**Task statement**
Go through the entries below and pick out every line with "screenshot".

**Extracted records**
** begin **
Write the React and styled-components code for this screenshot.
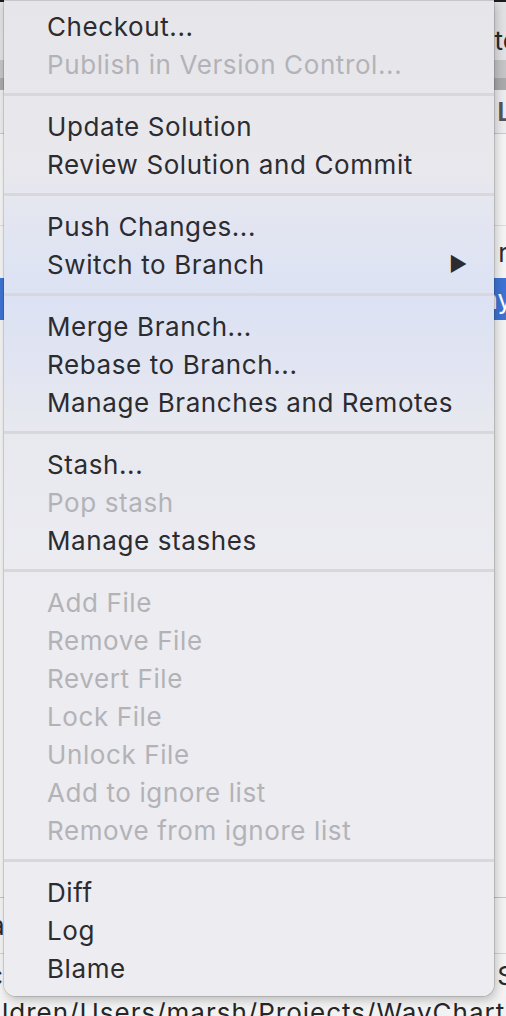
** end **
** begin **
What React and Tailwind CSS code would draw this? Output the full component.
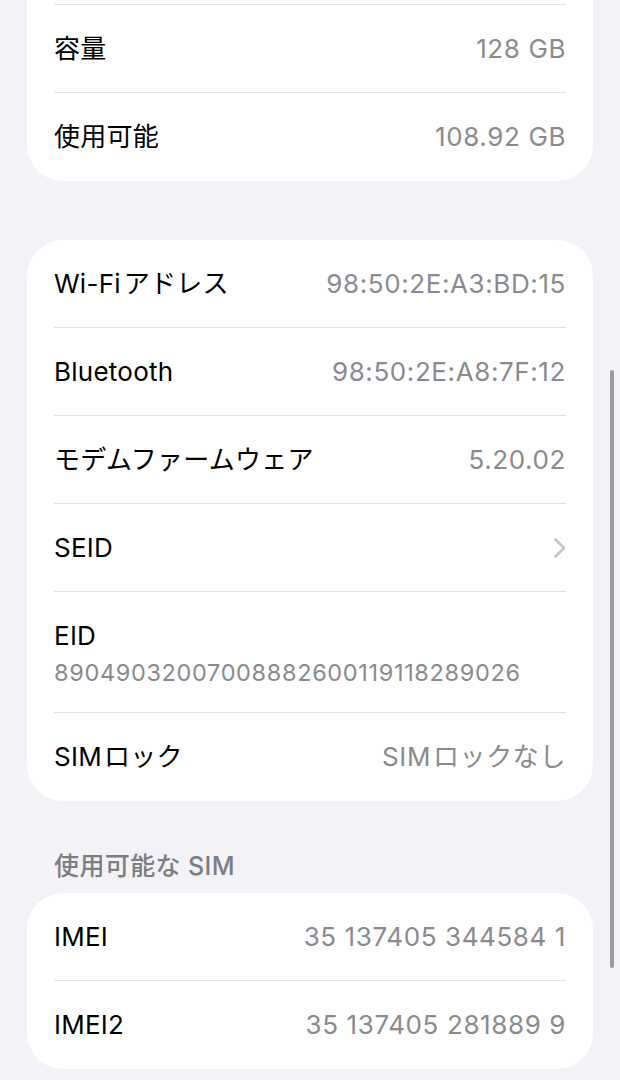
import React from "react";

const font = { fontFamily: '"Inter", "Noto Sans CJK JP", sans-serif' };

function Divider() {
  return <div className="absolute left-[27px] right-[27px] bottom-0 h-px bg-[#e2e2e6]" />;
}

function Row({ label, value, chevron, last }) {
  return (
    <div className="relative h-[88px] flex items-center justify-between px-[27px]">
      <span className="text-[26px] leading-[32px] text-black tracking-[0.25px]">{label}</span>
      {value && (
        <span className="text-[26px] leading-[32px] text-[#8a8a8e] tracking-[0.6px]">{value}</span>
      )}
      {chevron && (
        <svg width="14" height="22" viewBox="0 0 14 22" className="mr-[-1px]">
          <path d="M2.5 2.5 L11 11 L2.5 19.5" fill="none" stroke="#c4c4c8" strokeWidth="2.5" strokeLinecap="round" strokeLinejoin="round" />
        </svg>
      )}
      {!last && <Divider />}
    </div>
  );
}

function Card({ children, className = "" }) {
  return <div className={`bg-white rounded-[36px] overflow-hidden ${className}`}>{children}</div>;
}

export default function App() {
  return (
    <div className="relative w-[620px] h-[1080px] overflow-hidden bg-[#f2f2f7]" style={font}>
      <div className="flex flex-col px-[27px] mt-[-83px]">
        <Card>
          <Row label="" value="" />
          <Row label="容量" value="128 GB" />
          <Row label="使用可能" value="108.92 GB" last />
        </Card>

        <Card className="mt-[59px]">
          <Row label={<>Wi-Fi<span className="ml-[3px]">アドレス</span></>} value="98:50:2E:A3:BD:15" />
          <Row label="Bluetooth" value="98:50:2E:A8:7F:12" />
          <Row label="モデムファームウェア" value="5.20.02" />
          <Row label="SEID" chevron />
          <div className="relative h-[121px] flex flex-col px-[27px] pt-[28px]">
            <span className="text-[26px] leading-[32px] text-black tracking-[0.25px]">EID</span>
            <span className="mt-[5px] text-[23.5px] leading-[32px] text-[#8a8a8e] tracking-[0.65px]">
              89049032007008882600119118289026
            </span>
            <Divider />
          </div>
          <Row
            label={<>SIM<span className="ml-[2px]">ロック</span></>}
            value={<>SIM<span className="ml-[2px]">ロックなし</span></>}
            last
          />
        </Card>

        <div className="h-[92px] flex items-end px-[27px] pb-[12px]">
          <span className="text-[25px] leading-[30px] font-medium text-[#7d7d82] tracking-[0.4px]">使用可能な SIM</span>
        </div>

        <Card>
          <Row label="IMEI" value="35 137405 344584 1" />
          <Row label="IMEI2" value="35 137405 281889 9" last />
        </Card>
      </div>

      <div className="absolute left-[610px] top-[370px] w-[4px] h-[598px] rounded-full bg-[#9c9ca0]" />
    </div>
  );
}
** end **
** begin **
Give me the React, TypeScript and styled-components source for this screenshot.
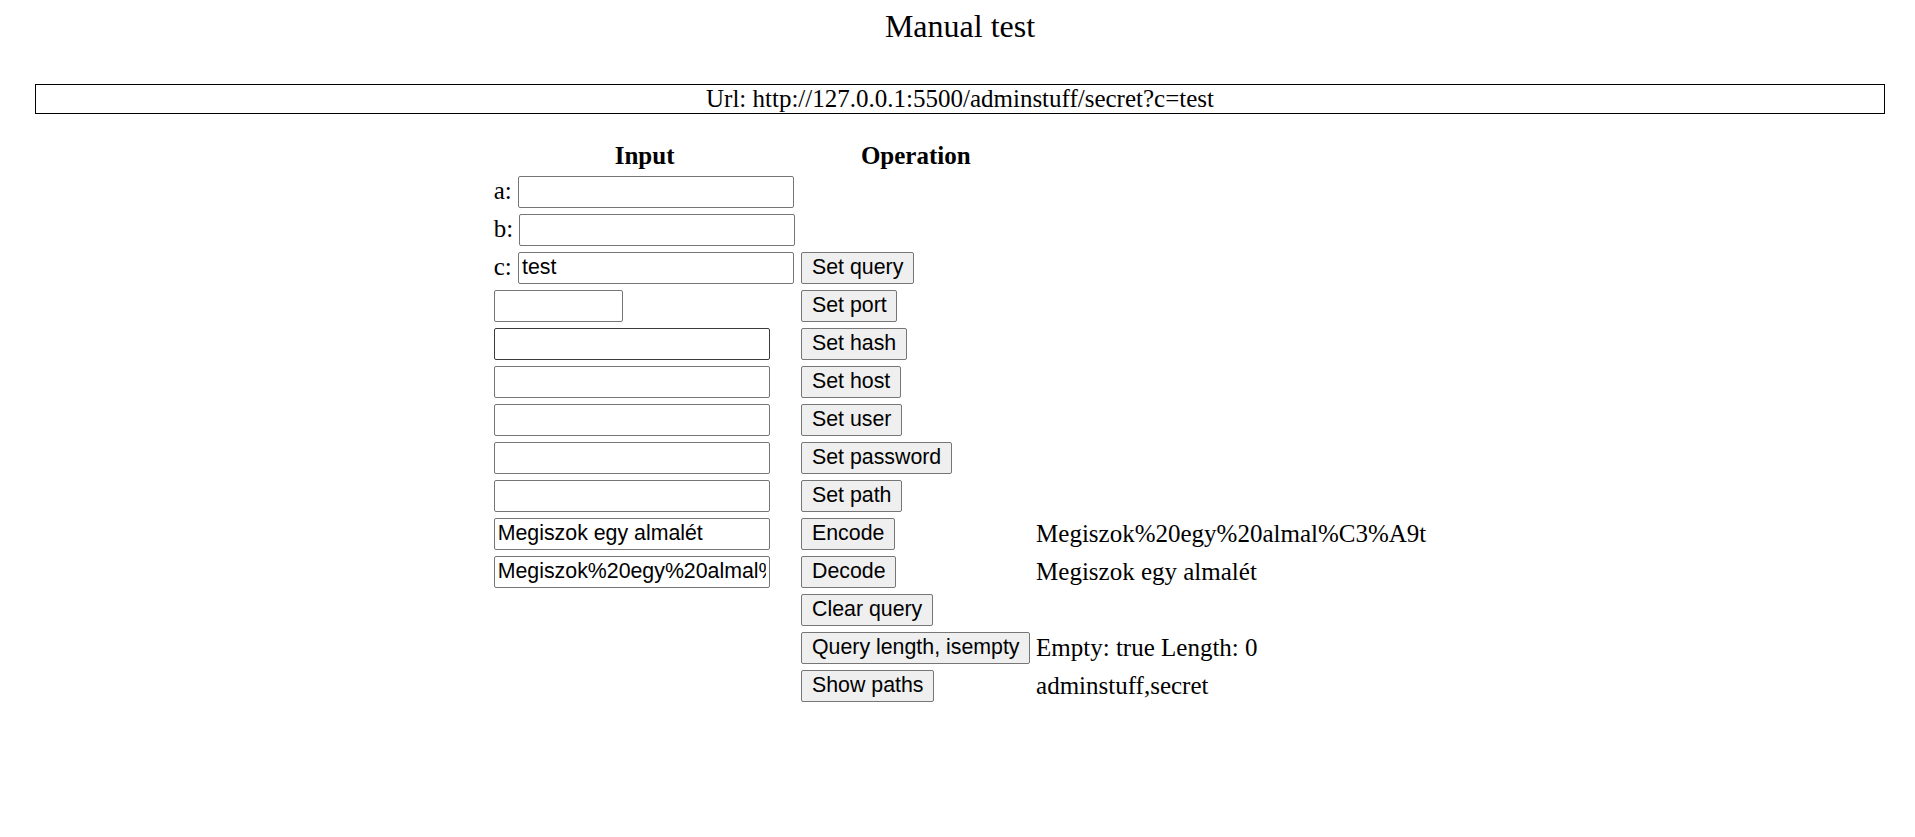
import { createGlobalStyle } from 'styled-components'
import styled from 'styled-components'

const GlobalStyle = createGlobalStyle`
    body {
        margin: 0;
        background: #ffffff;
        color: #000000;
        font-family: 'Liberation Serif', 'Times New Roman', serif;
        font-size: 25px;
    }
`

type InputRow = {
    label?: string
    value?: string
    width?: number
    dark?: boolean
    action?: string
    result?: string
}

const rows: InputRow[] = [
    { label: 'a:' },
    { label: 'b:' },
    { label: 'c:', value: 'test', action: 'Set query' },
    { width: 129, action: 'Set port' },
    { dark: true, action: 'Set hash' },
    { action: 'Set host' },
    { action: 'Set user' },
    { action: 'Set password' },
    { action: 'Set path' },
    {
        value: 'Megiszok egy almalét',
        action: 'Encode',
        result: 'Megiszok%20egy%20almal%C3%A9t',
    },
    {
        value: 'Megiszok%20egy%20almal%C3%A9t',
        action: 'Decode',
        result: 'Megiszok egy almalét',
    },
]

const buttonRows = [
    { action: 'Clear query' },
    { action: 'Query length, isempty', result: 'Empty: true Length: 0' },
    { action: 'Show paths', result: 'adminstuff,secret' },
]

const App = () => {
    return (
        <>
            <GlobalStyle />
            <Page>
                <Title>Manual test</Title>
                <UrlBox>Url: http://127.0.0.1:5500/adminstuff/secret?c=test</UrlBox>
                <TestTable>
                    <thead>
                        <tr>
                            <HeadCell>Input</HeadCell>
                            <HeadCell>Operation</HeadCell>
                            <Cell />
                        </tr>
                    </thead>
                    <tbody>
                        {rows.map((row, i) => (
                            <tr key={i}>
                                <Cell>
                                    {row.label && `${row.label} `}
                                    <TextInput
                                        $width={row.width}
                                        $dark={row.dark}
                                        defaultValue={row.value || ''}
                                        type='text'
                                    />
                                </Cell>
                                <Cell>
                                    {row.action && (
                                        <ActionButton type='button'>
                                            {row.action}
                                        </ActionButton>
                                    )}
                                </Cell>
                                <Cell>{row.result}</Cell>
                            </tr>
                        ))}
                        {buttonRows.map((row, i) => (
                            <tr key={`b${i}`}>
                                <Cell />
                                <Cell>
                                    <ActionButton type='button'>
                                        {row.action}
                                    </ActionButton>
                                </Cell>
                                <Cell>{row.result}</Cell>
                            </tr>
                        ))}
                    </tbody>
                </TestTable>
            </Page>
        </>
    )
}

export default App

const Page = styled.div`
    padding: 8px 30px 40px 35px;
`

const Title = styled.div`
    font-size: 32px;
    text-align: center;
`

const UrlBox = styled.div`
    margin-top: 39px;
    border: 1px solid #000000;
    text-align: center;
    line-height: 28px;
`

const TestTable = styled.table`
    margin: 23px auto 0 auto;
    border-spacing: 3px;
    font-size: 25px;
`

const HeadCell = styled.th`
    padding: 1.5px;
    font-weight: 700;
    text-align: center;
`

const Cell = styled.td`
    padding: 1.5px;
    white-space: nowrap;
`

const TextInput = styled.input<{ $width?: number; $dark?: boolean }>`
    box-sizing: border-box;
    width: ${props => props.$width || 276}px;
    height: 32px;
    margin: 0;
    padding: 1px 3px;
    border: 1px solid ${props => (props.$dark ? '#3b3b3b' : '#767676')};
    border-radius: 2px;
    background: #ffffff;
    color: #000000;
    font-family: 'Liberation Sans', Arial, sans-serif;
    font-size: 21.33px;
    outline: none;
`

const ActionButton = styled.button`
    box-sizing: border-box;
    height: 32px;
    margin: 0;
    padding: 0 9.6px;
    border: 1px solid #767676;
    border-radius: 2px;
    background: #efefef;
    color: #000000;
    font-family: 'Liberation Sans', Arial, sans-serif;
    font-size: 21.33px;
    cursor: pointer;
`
** end **
**Finished task**
Write the React and styled-components code for this screenshot.
Give me the React, TypeScript and styled-components source for this screenshot.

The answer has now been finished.